For years scientists have managed to develop solar cells that are highly efficient in laboratory conditions, but quickly deteriorate when asked to cope with direct sunlight – which constitutes something of a drawback for a solar panel.
Now a team of researchers from the Massachusetts Institute of Technology (MIT) reckon they may have found the solution to the problem of deteriorating solar cells following the demonstration of a new cell design that manages to repair itself.
The cell mimics the ability of plants to convert sunlight into energy at the same time as continuously breaking down light-capturing molecules and reassembling them from scratch in order to avoid the debilitating effects of sunlight.

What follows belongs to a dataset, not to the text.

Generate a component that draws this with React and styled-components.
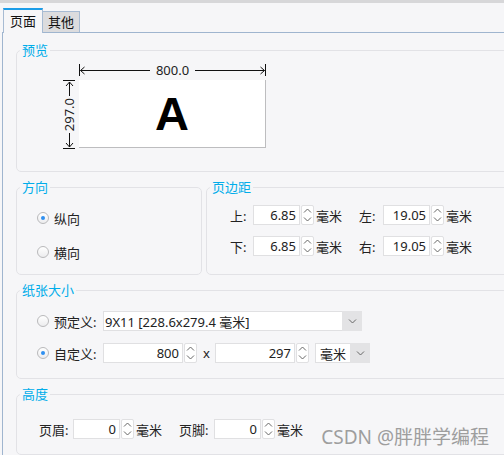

Michael Strano, the Charles and Hilda Roddey Associate Professor of Chemical Engineering, who led the research team, said the cell was "basically imitating tricks that nature has discovered over millions of years", such as plants' " reversibility, the ability to break apart and reassemble".
The cell uses synthetic molecules known as phospholipids that form disks which then provide structural support to proteins that respond to light. The molecules then create "reaction centres" that release electrons when hit by light particles. When suspended in a solution these reaction centres spontaneously attach themselves to carbon nanotubes that hold the disks in place and also act as wires that can transmit the released electrons.

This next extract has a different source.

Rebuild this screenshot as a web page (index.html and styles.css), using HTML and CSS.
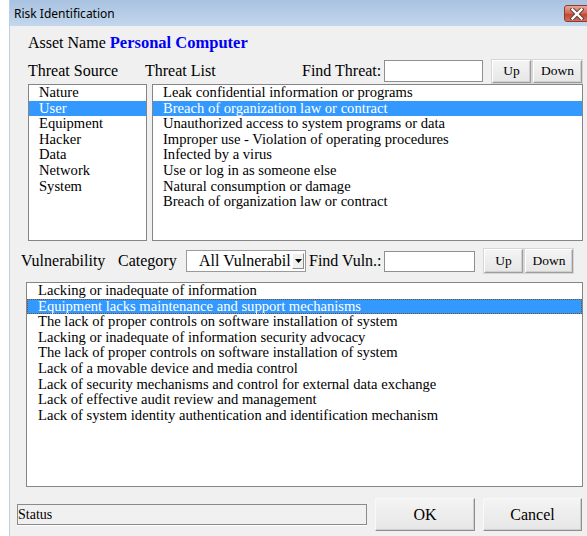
FILE: index.html
```html
<!DOCTYPE html>
<html lang="en">
<head>
<meta charset="utf-8">
<title>Risk Identification</title>
<link rel="stylesheet" href="styles.css">
</head>
<body>
<div class="window">
  <div class="titlebar">
    <span class="title">Risk Identification</span>
    <span class="close" aria-label="Close">
      <svg width="14" height="12" viewBox="0 0 14 12">
        <path d="M2.5 1.5 L11.5 10.5 M11.5 1.5 L2.5 10.5" stroke="#5b3a36" stroke-width="4.2" stroke-linecap="square" fill="none"/>
        <path d="M2.5 1.5 L11.5 10.5 M11.5 1.5 L2.5 10.5" stroke="#ffffff" stroke-width="2.4" stroke-linecap="square" fill="none"/>
      </svg>
    </span>
  </div>

  <div class="asset">Asset Name <b class="asset-name">Personal Computer</b></div>

  <div class="bar threat-bar">
    <span class="lbl lbl-source">Threat Source</span>
    <span class="lbl lbl-list">Threat List</span>
    <span class="lbl lbl-find">Find Threat:</span>
    <span class="field field-threat"></span>
    <button class="btn btn-up">Up</button>
    <button class="btn btn-down">Down</button>
  </div>

  <div class="threat-lists">
    <ul class="listbox source-list">
      <li>Nature</li>
      <li class="selected">User</li>
      <li>Equipment</li>
      <li>Hacker</li>
      <li>Data</li>
      <li>Network</li>
      <li>System</li>
    </ul>
    <ul class="listbox threat-list">
      <li>Leak confidential information or programs</li>
      <li class="selected">Breach of organization law or contract</li>
      <li>Unauthorized access to system programs or data</li>
      <li>Improper use - Violation of operating procedures</li>
      <li>Infected by a virus</li>
      <li>Use or log in as someone else</li>
      <li>Natural consumption or damage</li>
      <li>Breach of organization law or contract</li>
    </ul>
  </div>

  <div class="bar vuln-bar">
    <span class="lbl lbl-vuln">Vulnerability</span>
    <span class="lbl lbl-cat">Category</span>
    <span class="dropdown">
      <span class="dropdown-text">All Vulnerabil</span>
      <span class="dropdown-arrow"><svg width="7" height="4" viewBox="0 0 7 4"><path d="M0 0 H7 L3.5 4 Z" fill="#000"/></svg></span>
    </span>
    <span class="lbl lbl-findv">Find Vuln.:</span>
    <span class="field field-vuln"></span>
    <button class="btn btn-up">Up</button>
    <button class="btn btn-down btn-down-v">Down</button>
  </div>

  <div class="vuln-wrap">
    <ul class="listbox vuln-list">
      <li>Lacking or inadequate of information</li>
      <li class="selected focused">Equipment lacks maintenance and support mechanisms</li>
      <li>The lack of proper controls on software installation of system</li>
      <li>Lacking or inadequate of information security advocacy</li>
      <li>The lack of proper controls on software installation of system</li>
      <li>Lack of a movable device and media control</li>
      <li>Lack of security mechanisms and control for external data exchange</li>
      <li>Lack of effective audit review and management</li>
      <li>Lack of system identity authentication and identification mechanism</li>
    </ul>
  </div>

  <div class="footer">
    <span class="status">Status</span>
    <button class="btn btn-big">OK</button>
    <button class="btn btn-big btn-cancel">Cancel</button>
  </div>
</div>
</body>
</html>
```

FILE: styles.css
```css
html, body {
  margin: 0;
  overflow: hidden;
  background: #ffffff;
}

body {
  font-family: "Liberation Serif", "Times New Roman", serif;
  font-size: 14px;
  color: #000;
}

/* dialog frame */
.window {
  margin-left: 9px;
  height: 536px;
  background: #f0f0f0;
  border-left: 1px solid #b9d1ea;
  overflow: hidden;
}

.titlebar {
  height: 26px;
  display: flex;
  align-items: center;
  padding-left: 4px;
  background: linear-gradient(#a8c2e0, #c3d7ed);
  font-family: "Noto Sans", "DejaVu Sans", sans-serif;
  font-size: 12px;
}

.close {
  margin-left: auto;
  align-self: flex-start;
  margin-top: 5px;
  margin-right: -8px;
  width: 31px;
  height: 17px;
  border: 1px solid #8c3b30;
  border-radius: 3px;
  background: linear-gradient(#e9a999, #d0634f 50%, #c1412c 51%, #d5705a);
  display: flex;
  align-items: center;
  justify-content: center;
  box-sizing: border-box;
  padding-right: 6px;
}

.asset {
  margin: 7px 0 0 18px;
  height: 20px;
  line-height: 20px;
  font-size: 16px;
}

.asset-name {
  color: #0000f5;
  font-size: 16.5px;
}

/* control rows */
.bar {
  display: flex;
  align-items: center;
  font-size: 16px;
  white-space: nowrap;
}

.threat-bar {
  height: 24px;
  margin-top: 6px;
  padding-left: 18px;
}

.lbl-source { width: 117px; }
.lbl-list { width: 157px; }
.lbl-find { width: 82px; }

.field {
  display: block;
  background: #fff;
  border: 1px solid #8f8f8f;
  box-sizing: border-box;
}

.field-threat { width: 99px; height: 22px; }

.btn {
  font-family: inherit;
  font-size: 13.5px;
  color: #000;
  padding: 0;
  margin: 0;
  box-sizing: border-box;
  background: linear-gradient(#f4f4f4, #e6e6e6);
  border: 1px solid;
  border-color: #ffffff #9c9c9c #9c9c9c #ffffff;
  box-shadow: inset -1px -1px 0 #d0d0d0, 0 0 0 1px #d6d6d6;
  border-radius: 0;
}

.btn-up { width: 39px; height: 23px; margin-left: 9px; }
.btn-down { width: 49px; height: 23px; margin-left: 2px; }

/* lists */
.threat-lists {
  display: flex;
  gap: 5px;
  height: 157px;
  margin-top: 1px;
  padding-left: 18px;
  padding-right: 4px;
}

.listbox {
  list-style: none;
  margin: 0;
  padding: 0;
  background: #fff;
  border: 1px solid #858585;
  box-sizing: border-box;
  font-size: 14.6px;
  line-height: 15.6px;
  white-space: nowrap;
  overflow: hidden;
}

.listbox li {
  padding-left: 10px;
}

.listbox li.selected {
  background: #3399ff;
  color: #fff;
}

.source-list { width: 119px; }
.threat-list { flex: 1; }

.vuln-bar {
  height: 26px;
  margin-top: 7px;
  padding-left: 11px;
}

.lbl-vuln { width: 97px; }
.lbl-cat { width: 68px; }

.dropdown {
  width: 120px;
  height: 22px;
  display: flex;
  align-items: center;
  background: #fff;
  border: 1px solid #9a9a9a;
  box-sizing: border-box;
}

.dropdown-text {
  flex: 1;
  padding-left: 12px;
}

.dropdown-arrow {
  width: 12px;
  height: 16px;
  margin-right: 1px;
  display: flex;
  align-items: center;
  justify-content: center;
  background: #f0f0f0;
  border: 1px solid;
  border-color: #ffffff #8a8a8a #8a8a8a #ffffff;
  box-sizing: border-box;
}

.lbl-findv { width: 75px; margin-left: 3px; }
.field-vuln { width: 91px; height: 21px; }
.vuln-bar .btn { height: 24px; }
.btn-down-v { width: 48px; }

.vuln-wrap {
  margin-top: 8px;
  padding-left: 16px;
  padding-right: 4px;
}

.vuln-list {
  height: 205px;
}

.vuln-list li {
  padding-left: 11px;
}

.vuln-list li.focused {
  outline: 1px dotted #7a4f22;
  outline-offset: -1px;
}

/* status and dialog buttons */
.footer {
  display: flex;
  align-items: center;
  gap: 8px;
  height: 33px;
  margin-top: 11px;
  padding-left: 7px;
}

.status {
  width: 350px;
  height: 21px;
  line-height: 19px;
  box-sizing: border-box;
  border: 1px solid #8a8a8a;
  box-shadow: 0 1px 0 #ffffff;
  font-size: 14px;
  padding-left: 0;
}

.btn-big {
  width: 100px;
  height: 33px;
  font-size: 16px;
  box-shadow: inset -1px -1px 0 #cfcfcf;
  border-color: #f8f8f8 #8e8e8e #8e8e8e #f8f8f8;
}

.btn-cancel { width: 99px; }
```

The research team then added a surfactant to the self-assembling mixture, which resulted in the seven components that make up the system breaking apart. Once the surfactant, which MIT said was similar to that used to break up the BP oil spill in the Gulf, was removed from the mixture using a membrane, the compounds spontaneously assembled once again into a perfectly formed, rejuvenated photocell.

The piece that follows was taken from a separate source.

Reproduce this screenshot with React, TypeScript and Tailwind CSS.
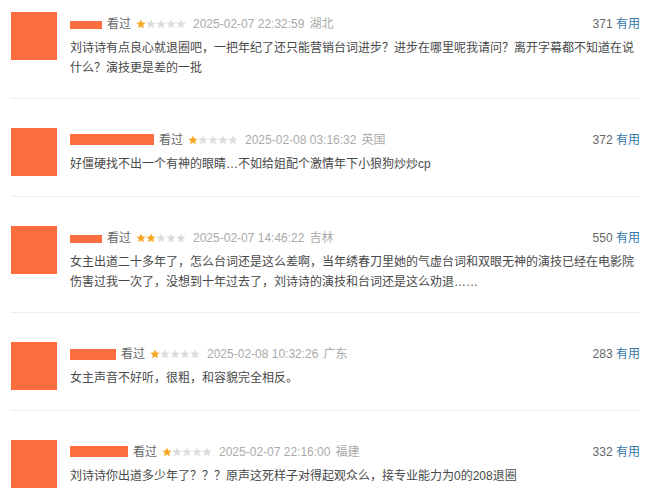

The team then ran the cell through the same cycle of assembly and disassembly repeatedly over a 14-hour period and recorded no loss of efficiency.
Strano said that the initial experiment delivered very low levels of efficiency, because the concentration of the molecular structures in the solution was very low. However, the efficiency of each individual structure stood at around 40 per cent, double that of the most efficient solar cells currently available, while the team believes that, theoretically, the structures could reach close to 100 per cent efficiency. MIT said the team is now working on how to increase the concentration of the solution.
It is likely to take years to develop commercially available solar cells based on the technology, but the breakthrough suggests that one of the most significant technical challenges faced by emerging nanomaterial-based solar technologies could be overcome.